Task description: Exactly as written, retype the listing below, omitting the pictures.

** start Records shown **

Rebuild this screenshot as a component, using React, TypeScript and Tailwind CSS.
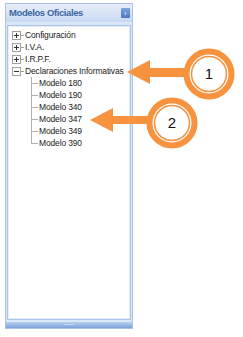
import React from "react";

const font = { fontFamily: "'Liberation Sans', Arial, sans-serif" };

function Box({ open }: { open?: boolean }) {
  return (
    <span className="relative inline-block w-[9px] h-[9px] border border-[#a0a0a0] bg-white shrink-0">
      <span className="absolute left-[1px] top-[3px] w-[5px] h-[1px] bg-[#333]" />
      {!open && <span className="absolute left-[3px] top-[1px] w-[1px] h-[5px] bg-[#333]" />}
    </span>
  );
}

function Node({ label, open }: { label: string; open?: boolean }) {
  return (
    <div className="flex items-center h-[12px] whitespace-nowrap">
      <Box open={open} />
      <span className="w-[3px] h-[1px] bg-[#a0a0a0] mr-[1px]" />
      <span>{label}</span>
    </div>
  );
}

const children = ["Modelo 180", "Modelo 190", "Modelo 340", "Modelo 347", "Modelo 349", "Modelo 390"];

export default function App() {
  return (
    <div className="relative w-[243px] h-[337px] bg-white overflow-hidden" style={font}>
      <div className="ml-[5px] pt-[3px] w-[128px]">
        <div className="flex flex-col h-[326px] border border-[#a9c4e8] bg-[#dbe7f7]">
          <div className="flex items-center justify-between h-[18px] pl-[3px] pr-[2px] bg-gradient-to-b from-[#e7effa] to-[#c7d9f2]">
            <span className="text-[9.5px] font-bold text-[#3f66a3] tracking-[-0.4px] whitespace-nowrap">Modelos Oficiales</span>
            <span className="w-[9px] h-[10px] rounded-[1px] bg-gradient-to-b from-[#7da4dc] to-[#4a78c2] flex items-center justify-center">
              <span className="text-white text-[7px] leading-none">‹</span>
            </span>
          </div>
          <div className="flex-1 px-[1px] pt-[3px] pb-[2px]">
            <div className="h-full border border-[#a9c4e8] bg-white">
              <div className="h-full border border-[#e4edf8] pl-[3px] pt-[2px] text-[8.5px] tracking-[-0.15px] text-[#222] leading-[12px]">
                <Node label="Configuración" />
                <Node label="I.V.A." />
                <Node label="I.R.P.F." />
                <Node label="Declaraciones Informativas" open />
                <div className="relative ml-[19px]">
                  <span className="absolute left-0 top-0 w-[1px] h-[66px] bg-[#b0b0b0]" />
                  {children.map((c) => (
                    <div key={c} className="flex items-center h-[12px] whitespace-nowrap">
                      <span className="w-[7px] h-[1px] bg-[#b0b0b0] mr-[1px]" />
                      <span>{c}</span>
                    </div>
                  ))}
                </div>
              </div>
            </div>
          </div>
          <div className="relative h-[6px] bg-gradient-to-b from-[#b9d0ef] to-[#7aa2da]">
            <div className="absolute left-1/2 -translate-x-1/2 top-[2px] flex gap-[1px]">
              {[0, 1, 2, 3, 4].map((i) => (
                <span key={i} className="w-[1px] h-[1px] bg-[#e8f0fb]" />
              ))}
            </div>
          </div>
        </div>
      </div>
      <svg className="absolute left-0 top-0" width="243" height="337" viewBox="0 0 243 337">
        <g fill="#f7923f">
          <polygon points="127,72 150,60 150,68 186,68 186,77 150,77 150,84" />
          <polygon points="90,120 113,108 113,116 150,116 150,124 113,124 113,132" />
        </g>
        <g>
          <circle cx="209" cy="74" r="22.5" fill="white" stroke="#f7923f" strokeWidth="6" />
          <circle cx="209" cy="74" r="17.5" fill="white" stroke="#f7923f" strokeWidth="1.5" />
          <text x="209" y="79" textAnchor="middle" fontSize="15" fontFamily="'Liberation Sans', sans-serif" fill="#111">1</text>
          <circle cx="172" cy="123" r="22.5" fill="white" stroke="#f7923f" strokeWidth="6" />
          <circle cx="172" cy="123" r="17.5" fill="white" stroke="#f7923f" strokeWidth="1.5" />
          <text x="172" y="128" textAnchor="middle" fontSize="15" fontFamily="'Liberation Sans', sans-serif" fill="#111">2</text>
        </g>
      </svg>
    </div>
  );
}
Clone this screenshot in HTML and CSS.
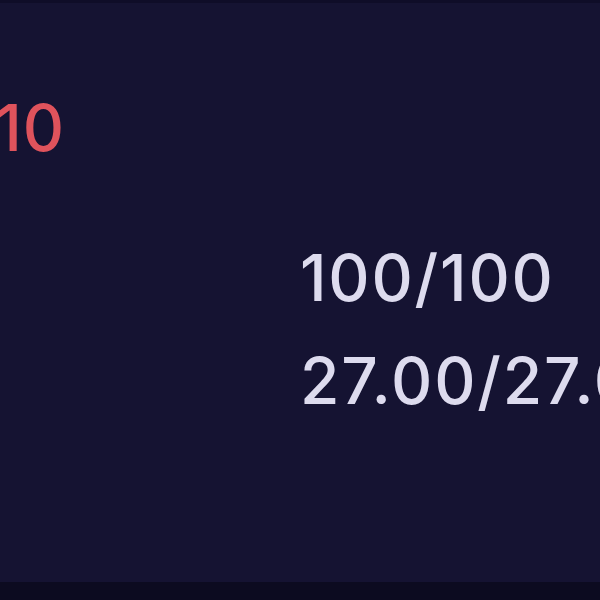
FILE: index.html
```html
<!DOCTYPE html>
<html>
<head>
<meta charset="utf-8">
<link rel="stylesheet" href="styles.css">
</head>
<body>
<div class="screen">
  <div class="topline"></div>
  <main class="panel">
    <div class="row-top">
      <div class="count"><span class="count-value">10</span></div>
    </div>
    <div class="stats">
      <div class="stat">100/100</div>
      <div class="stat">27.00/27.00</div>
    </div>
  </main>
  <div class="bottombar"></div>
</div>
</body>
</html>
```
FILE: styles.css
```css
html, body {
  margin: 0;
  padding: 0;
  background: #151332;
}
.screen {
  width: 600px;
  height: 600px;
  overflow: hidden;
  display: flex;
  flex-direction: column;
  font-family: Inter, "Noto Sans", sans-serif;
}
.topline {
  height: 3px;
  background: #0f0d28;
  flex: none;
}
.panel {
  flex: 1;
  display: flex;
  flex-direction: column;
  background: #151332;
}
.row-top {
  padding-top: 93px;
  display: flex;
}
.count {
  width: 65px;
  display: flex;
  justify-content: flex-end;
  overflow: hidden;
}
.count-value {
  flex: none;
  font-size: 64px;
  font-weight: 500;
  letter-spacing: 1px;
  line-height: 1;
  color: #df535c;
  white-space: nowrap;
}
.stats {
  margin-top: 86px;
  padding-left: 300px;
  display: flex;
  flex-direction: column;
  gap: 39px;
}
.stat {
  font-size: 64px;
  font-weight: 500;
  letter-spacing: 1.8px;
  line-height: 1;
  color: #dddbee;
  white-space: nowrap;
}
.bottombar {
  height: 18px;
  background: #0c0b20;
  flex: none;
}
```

** end Records shown **

Task solution:
Rebuild this screenshot as a component, using React, TypeScript and Tailwind CSS.
import React from "react";

const font = { fontFamily: "'Liberation Sans', Arial, sans-serif" };

function Box({ open }: { open?: boolean }) {
  return (
    <span className="relative inline-block w-[9px] h-[9px] border border-[#a0a0a0] bg-white shrink-0">
      <span className="absolute left-[1px] top-[3px] w-[5px] h-[1px] bg-[#333]" />
      {!open && <span className="absolute left-[3px] top-[1px] w-[1px] h-[5px] bg-[#333]" />}
    </span>
  );
}

function Node({ label, open }: { label: string; open?: boolean }) {
  return (
    <div className="flex items-center h-[12px] whitespace-nowrap">
      <Box open={open} />
      <span className="w-[3px] h-[1px] bg-[#a0a0a0] mr-[1px]" />
      <span>{label}</span>
    </div>
  );
}

const children = ["Modelo 180", "Modelo 190", "Modelo 340", "Modelo 347", "Modelo 349", "Modelo 390"];

export default function App() {
  return (
    <div className="relative w-[243px] h-[337px] bg-white overflow-hidden" style={font}>
      <div className="ml-[5px] pt-[3px] w-[128px]">
        <div className="flex flex-col h-[326px] border border-[#a9c4e8] bg-[#dbe7f7]">
          <div className="flex items-center justify-between h-[18px] pl-[3px] pr-[2px] bg-gradient-to-b from-[#e7effa] to-[#c7d9f2]">
            <span className="text-[9.5px] font-bold text-[#3f66a3] tracking-[-0.4px] whitespace-nowrap">Modelos Oficiales</span>
            <span className="w-[9px] h-[10px] rounded-[1px] bg-gradient-to-b from-[#7da4dc] to-[#4a78c2] flex items-center justify-center">
              <span className="text-white text-[7px] leading-none">‹</span>
            </span>
          </div>
          <div className="flex-1 px-[1px] pt-[3px] pb-[2px]">
            <div className="h-full border border-[#a9c4e8] bg-white">
              <div className="h-full border border-[#e4edf8] pl-[3px] pt-[2px] text-[8.5px] tracking-[-0.15px] text-[#222] leading-[12px]">
                <Node label="Configuración" />
                <Node label="I.V.A." />
                <Node label="I.R.P.F." />
                <Node label="Declaraciones Informativas" open />
                <div className="relative ml-[19px]">
                  <span className="absolute left-0 top-0 w-[1px] h-[66px] bg-[#b0b0b0]" />
                  {children.map((c) => (
                    <div key={c} className="flex items-center h-[12px] whitespace-nowrap">
                      <span className="w-[7px] h-[1px] bg-[#b0b0b0] mr-[1px]" />
                      <span>{c}</span>
                    </div>
                  ))}
                </div>
              </div>
            </div>
          </div>
          <div className="relative h-[6px] bg-gradient-to-b from-[#b9d0ef] to-[#7aa2da]">
            <div className="absolute left-1/2 -translate-x-1/2 top-[2px] flex gap-[1px]">
              {[0, 1, 2, 3, 4].map((i) => (
                <span key={i} className="w-[1px] h-[1px] bg-[#e8f0fb]" />
              ))}
            </div>
          </div>
        </div>
      </div>
      <svg className="absolute left-0 top-0" width="243" height="337" viewBox="0 0 243 337">
        <g fill="#f7923f">
          <polygon points="127,72 150,60 150,68 186,68 186,77 150,77 150,84" />
          <polygon points="90,120 113,108 113,116 150,116 150,124 113,124 113,132" />
        </g>
        <g>
          <circle cx="209" cy="74" r="22.5" fill="white" stroke="#f7923f" strokeWidth="6" />
          <circle cx="209" cy="74" r="17.5" fill="white" stroke="#f7923f" strokeWidth="1.5" />
          <text x="209" y="79" textAnchor="middle" fontSize="15" fontFamily="'Liberation Sans', sans-serif" fill="#111">1</text>
          <circle cx="172" cy="123" r="22.5" fill="white" stroke="#f7923f" strokeWidth="6" />
          <circle cx="172" cy="123" r="17.5" fill="white" stroke="#f7923f" strokeWidth="1.5" />
          <text x="172" y="128" textAnchor="middle" fontSize="15" fontFamily="'Liberation Sans', sans-serif" fill="#111">2</text>
        </g>
      </svg>
    </div>
  );
}
Clone this screenshot in HTML and CSS.
FILE: index.html
```html
<!DOCTYPE html>
<html>
<head>
<meta charset="utf-8">
<link rel="stylesheet" href="styles.css">
</head>
<body>
<div class="screen">
  <div class="topline"></div>
  <main class="panel">
    <div class="row-top">
      <div class="count"><span class="count-value">10</span></div>
    </div>
    <div class="stats">
      <div class="stat">100/100</div>
      <div class="stat">27.00/27.00</div>
    </div>
  </main>
  <div class="bottombar"></div>
</div>
</body>
</html>
```
FILE: styles.css
```css
html, body {
  margin: 0;
  padding: 0;
  background: #151332;
}
.screen {
  width: 600px;
  height: 600px;
  overflow: hidden;
  display: flex;
  flex-direction: column;
  font-family: Inter, "Noto Sans", sans-serif;
}
.topline {
  height: 3px;
  background: #0f0d28;
  flex: none;
}
.panel {
  flex: 1;
  display: flex;
  flex-direction: column;
  background: #151332;
}
.row-top {
  padding-top: 93px;
  display: flex;
}
.count {
  width: 65px;
  display: flex;
  justify-content: flex-end;
  overflow: hidden;
}
.count-value {
  flex: none;
  font-size: 64px;
  font-weight: 500;
  letter-spacing: 1px;
  line-height: 1;
  color: #df535c;
  white-space: nowrap;
}
.stats {
  margin-top: 86px;
  padding-left: 300px;
  display: flex;
  flex-direction: column;
  gap: 39px;
}
.stat {
  font-size: 64px;
  font-weight: 500;
  letter-spacing: 1.8px;
  line-height: 1;
  color: #dddbee;
  white-space: nowrap;
}
.bottombar {
  height: 18px;
  background: #0c0b20;
  flex: none;
}
```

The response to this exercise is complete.